= Atomic Sock Monkey Press =

Game publisher

Atomic Sock Monkey Press (ASMP) is a small press game company that publishes “beer and pretzels” role-playing games and board games. The company is run by Chad Underkoffler, also known for his game columns on RPG.net and Pyramid, as well as writing contributions to Atlas Games' Unknown Armies line.

== History ==
Atomic Sock Monkey Press was founded by Chad Underkoffler with its first game, Monkey, Ninja, Pirate, Robot (2003), released digitally in December 2003. Shannon Appelcline, author of Designers & Dragons (2014), highlighted Underkoffler had been designing a game about sky pirates as his first independent role-playing game for Atomic Sock Monkey, but put that game aside to develop Dead Inside (2004) instead. In 2001, "Phil Reed of Ronin Arts approached Underkoffler about creating a new RPG" which led to the creation of Dead Inside and "as late as 2003, Dead Inside was still bandied around as an upcoming publication for Ronin Arts". However, similarities between Dead Inside and Ronin Arts' The Whispering Vault along with "some thematic disagreements between Reed and Underkoffler regarding Dead Inside" resulted in Underkoffler bringing the game to Atomic Sock Monkey for publication. Appelcline commented "as is often the case in the history of small companies, this singular event would set Atomic Sock Monkey on a trajectory that would define its publications for the next few years". This led to the development of the PDQ system – "by the end of 2006," the company had released "four different games using the PDQ house system" and had licensed the system to other publishers.
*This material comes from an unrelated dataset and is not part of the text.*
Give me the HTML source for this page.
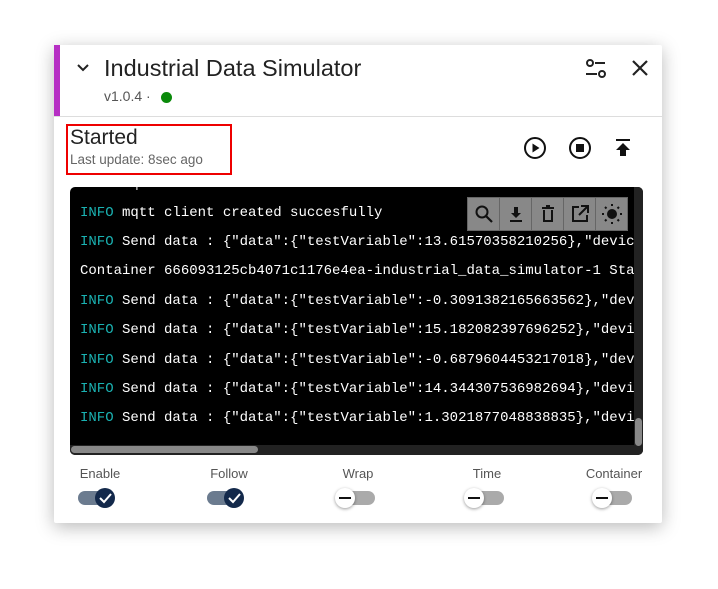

Appelcline noted that by late 2007, Underkoffler had realized he did not enjoy the business aspect of the company and came to an agreement with Evil Hat Productions which made "Atomic Sock Monkey into a sort of imprint of Evil Hat: Underkoffler would pitch them an idea, and if they liked it, he'd create a game for them to publish". Due to this arrangement, Underkoffler was finally able to publish his sky pirate game as Swashbucklers of the 7 Skies in 2009.

==Games==
ASMP’s games include:

- Monkey, Ninja, Pirate, Robot, the Roleplaying Game, a fantasy game wherein characters play archetypal roles based on the character types from the title. Monkey, Ninja, Pirate, Robot Deluxe, a boardgame that shares the same concept, was a 2003 Origins Award Nominee for Best Abstract Board Game.
- Dead Inside, a horror/fantasy RPG based around the concept of characters who have lost or were born without their souls. Dead Inside won the 2004 People's Choice Award in the Indie RPG Awards.
- Truth & Justice, a superhero-based RPG that allows players to take the role of superheroes and supervillains. Truth & Justice won the 2005 Indie RPG Award for Best Support, the 2006 Silver ENnie Award for Best Electronic Book, and the 2006 Silver Award for Innovation (an ENnie Judges' Award).
- The Zorcerer of Zo, a fairytale RPG influenced by fairytale worlds like Oz, Narnia, Wonderland, Fantastica, and others. Zorcerer of Zo won the 2006 Outie Award for Best New RPG.
- Swashbucklers of the Seven Skies, a swashbuckling RPG set in a fantasy world.

==PDQ System==
Most ASMP games share in common the PDQ (Prose Descriptive Qualities) system, a rules-light game engine that has three different levels of task resolution for any situation, in order to let players resolve encounters in as much or as little detail as desired.

The mechanism is to generate a random number or roll, add a freeform stat or set of stats, and compare to a difficulty number—either a fixed difficulty number or the opponent's roll. In conflicts, the amount which you beat another character's roll by is the amount of damage or failure ranks (see below). Stats are rated in five named ranks: Poor [-2], Average [+0], Good [+2], Expert [+4], and Master [+6].

Conflicts result in the accumulation of either "failure ranks" (which recover at the end of the contest) or "damage ranks" (which may take longer to heal). Each point of either type means that the loser must choose a stat to downgrade by one rank. For example, if a player loses a conflict roll by 3, they must lower three stats each by one rank, or one stat by three ranks (with a minimum of Poor: -2). They can choose any stat to take damage in, such as downgrading a non-combat quality like "Accounting" based on a hit in a fight. When the player cannot lower their stats any more (i.e. a hit when all stats are at Poor [-2]), they lose the contest.

==Licensed Titles==
The PDQ game system has been licensed for use in other games, including Silver Branch Games' Questers of the Middle Realms and aethereal FORGE's Vox and Ninja Burger 2nd edition.